In the 13th century world of religious Crusades and political upheaval, the vampire lords of the House of the Rose – the flying, aura-reading, almost-immortal djinni – are busy protecting their mortal people as well as searching for new reincarnations of the House’s ancient souls. During the Cathar massacre of Béziers (1209), djinni Menelaos, aka Dominic a.k.a Ninshubur, (and, yes, almost all characters have that many names) loses many of his charges, including his wife Honoria. Menelaos himself is badly wounded, bereft of most of his powers. Resisting the sexual healing methods of djinni matriarch Sharibet, aka Eresh-erib, for forty years, Menelaos grows more and more disillusioned by his own impotence (both in and outside of bed). Desperate to redeem himself, he accepts a difficult mission in the Holy Land, not knowing that his journey will reunite him with the reincarnation of his beloved wife, freshly reborn in the body of the young Crusader knight Michel.

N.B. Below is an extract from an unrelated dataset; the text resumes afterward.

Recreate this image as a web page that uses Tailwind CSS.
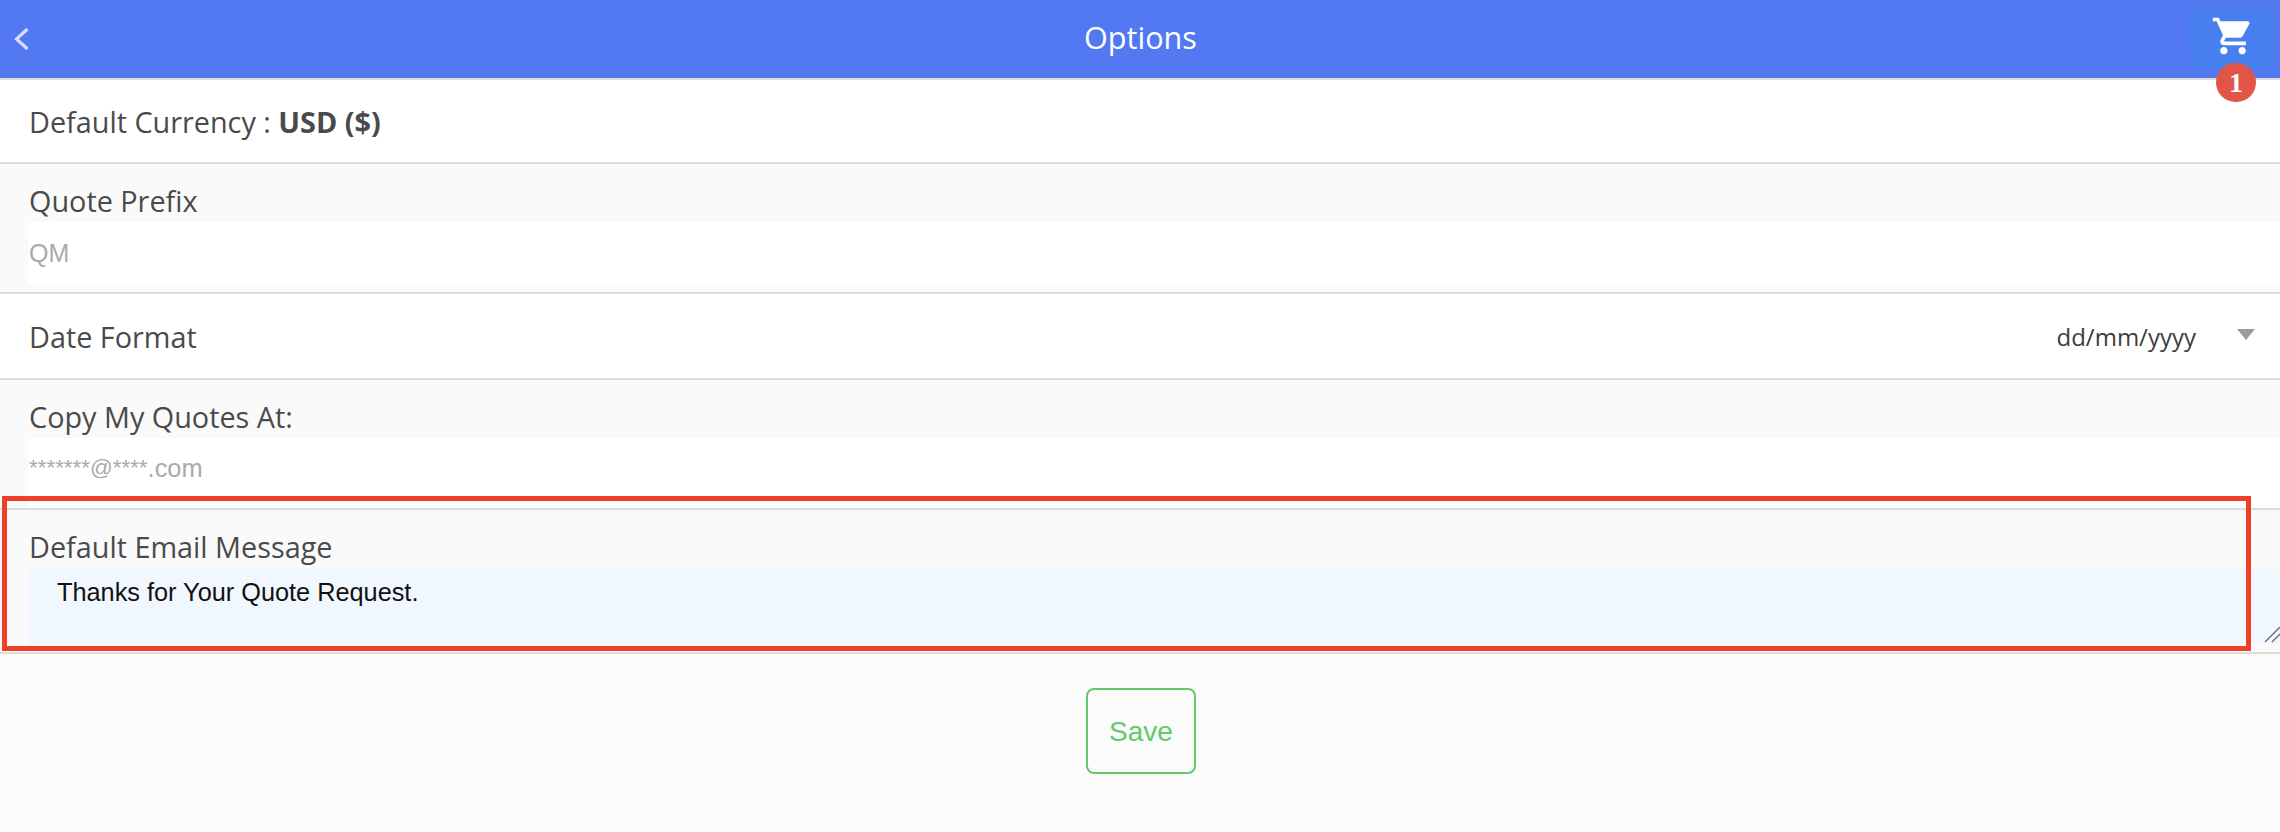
<!doctype html>
<html>
<head>
<meta charset="utf-8">
<script src="https://cdn.jsdelivr.net/npm/@tailwindcss/browser@4"></script>
</head>
<body class="relative h-[832px] w-[2280px] overflow-hidden bg-[#fbfbfb] font-['Open_Sans',sans-serif] text-[#4a4a4a]">
  <header class="relative flex h-[80px] items-center justify-center border-b-2 border-[#dfe0dc] bg-[#5278f2] pb-[4px]">
    <svg class="absolute left-[14px] top-[27px]" width="16" height="24" viewBox="0 0 16 24" fill="none"><path d="M13.5 2 L2.5 12 L13.5 22" stroke="#d5deff" stroke-width="3.2"/></svg>
    <span class="pl-[1px] text-[30.6px] leading-none text-white">Options</span>
    <div class="absolute left-[2190px] top-[8px] flex h-[60px] w-[84px] items-center justify-center rounded-lg bg-[#4780ee] pb-[4px] pl-[2px]">
      <svg width="44" height="44" viewBox="0 0 24 24" fill="#fff"><path d="M7 18c-1.1 0-1.99.9-1.99 2S5.9 22 7 22s2-.9 2-2-.9-2-2-2zM1 2v2h2l3.6 7.59-1.35 2.45c-.16.28-.25.61-.25.96 0 1.1.9 2 2 2h12v-2H7.42c-.14 0-.25-.11-.25-.25l.03-.12.9-1.63h7.45c.75 0 1.41-.41 1.75-1.03l3.58-6.49c.08-.14.12-.31.12-.48 0-.55-.45-1-1-1H5.21l-.94-2H1zm16 16c-1.1 0-1.99.9-1.99 2s.89 2 1.99 2 2-.9 2-2-.9-2-2-2z"/></svg>
    </div>
    <div class="absolute left-[2216px] top-[63px] z-10 flex h-[39px] w-[40px] items-center justify-center rounded-full bg-[#e05546] font-['Liberation_Serif',serif] text-[28px] font-bold leading-none text-white">1</div>
  </header>

  <section class="flex h-[84px] items-center border-b-2 border-[#dcdcdc] bg-white pl-[29px] pt-[2px] text-[28.8px]">
    <span>Default Currency : <b class="font-bold">USD ($)</b></span>
  </section>

  <section class="h-[130px] border-b-2 border-[#dcdcdc] bg-[#fafafa]">
    <div class="h-[58px] pl-[29px] pt-[18px] text-[28.8px] leading-[38px]">Quote Prefix</div>
    <div class="ml-[28px] flex h-[62px] items-center rounded-l bg-white pl-[1px] pt-[2px] font-['Liberation_Sans',sans-serif] text-[25px] text-[#aaa]">QM</div>
  </section>

  <section class="flex h-[86px] items-center justify-between border-b-2 border-[#dcdcdc] bg-white pl-[29px] pt-[2px] text-[28.8px]">
    <span>Date Format</span>
    <span class="flex items-center text-[24px] text-[#3d3d3d]">dd/mm/yyyy
      <svg class="ml-[41px] mr-[25px] -mt-[5px]" width="18" height="11" viewBox="0 0 18 11"><path d="M0 0H18L9 11Z" fill="#9b9b9b"/></svg>
    </span>
  </section>

  <section class="h-[130px] border-b-2 border-[#dcdcdc] bg-[#fafafa]">
    <div class="h-[58px] pl-[29px] pt-[18px] text-[28.8px] leading-[38px]">Copy My Quotes At:</div>
    <div class="ml-[28px] flex h-[70px] items-center rounded-l bg-white pl-[1px] pb-[10px] font-['Liberation_Sans',sans-serif] text-[#aaa]"><span class="text-[22.4px]">*******@****</span><span class="text-[25.4px]">.com</span></div>
  </section>

  <section class="relative h-[144px] border-b-2 border-[#dcdcdc] bg-[#fafafa]">
    <div class="h-[58px] pl-[29px] pt-[18px] text-[28.8px] leading-[38px]">Default Email Message</div>
    <div class="ml-[28px] h-[76px] rounded-l bg-[#f0f7fe] pl-[29px] pt-[8px] font-['Liberation_Sans',sans-serif] text-[25.3px] leading-[32px] text-[#111]">Thanks for Your Quote Request.</div>
    <svg class="absolute right-0 top-[117px]" width="16" height="16" viewBox="0 0 16 16" fill="none" stroke="#666" stroke-width="1.3"><path d="M1 15 L16 0 M8 15 L16 7"/></svg>
  </section>

  <div class="flex justify-center pl-[2px] pt-[34px]">
    <button class="flex h-[86px] w-[110px] items-center justify-center rounded-lg border-2 border-[#62ca6b] pt-[2px] font-['Liberation_Sans',sans-serif] text-[28px] text-[#62ca6b]">Save</button>
  </div>

  <div class="pointer-events-none absolute left-[2px] top-[496px] h-[155px] w-[2249px] border-[5px] border-[#ee4026]"></div>
</body>
</html>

Cousins Michel and Roland de La Roche-en-Ardennes are short of cash when they join the marauding gang of gay aristocrat Amalric de Sens to loot a Saracen trading caravan. The gang find their booty surprisingly well protected by a Sir Dominic, who turns on his attackers, gruesomely slaughtering one after the other (I am talking genital mutilation here) and sparing the lives of only Roland, Michel and Sir Jean de Pézenas. His mercy is well-founded, it turns out, since all three knights happen to be reincarnations of former members of the House of the Rose. While both Roland and Sir Jean accept Sir Dominic’s offer to return to the House, Michel flees – appalled by his lustful attraction for the older man. Little does the god-fearing Christian suspect that he is facing his own husband from his previous life. Fearing for his salvation, a penitent Michel joins the Templar order. Yet, Dominic is not about to give up the love of his life once again. His obsessive quest for Michel will lead him from Egypt and merchant Venice to a final showdown in Flanders.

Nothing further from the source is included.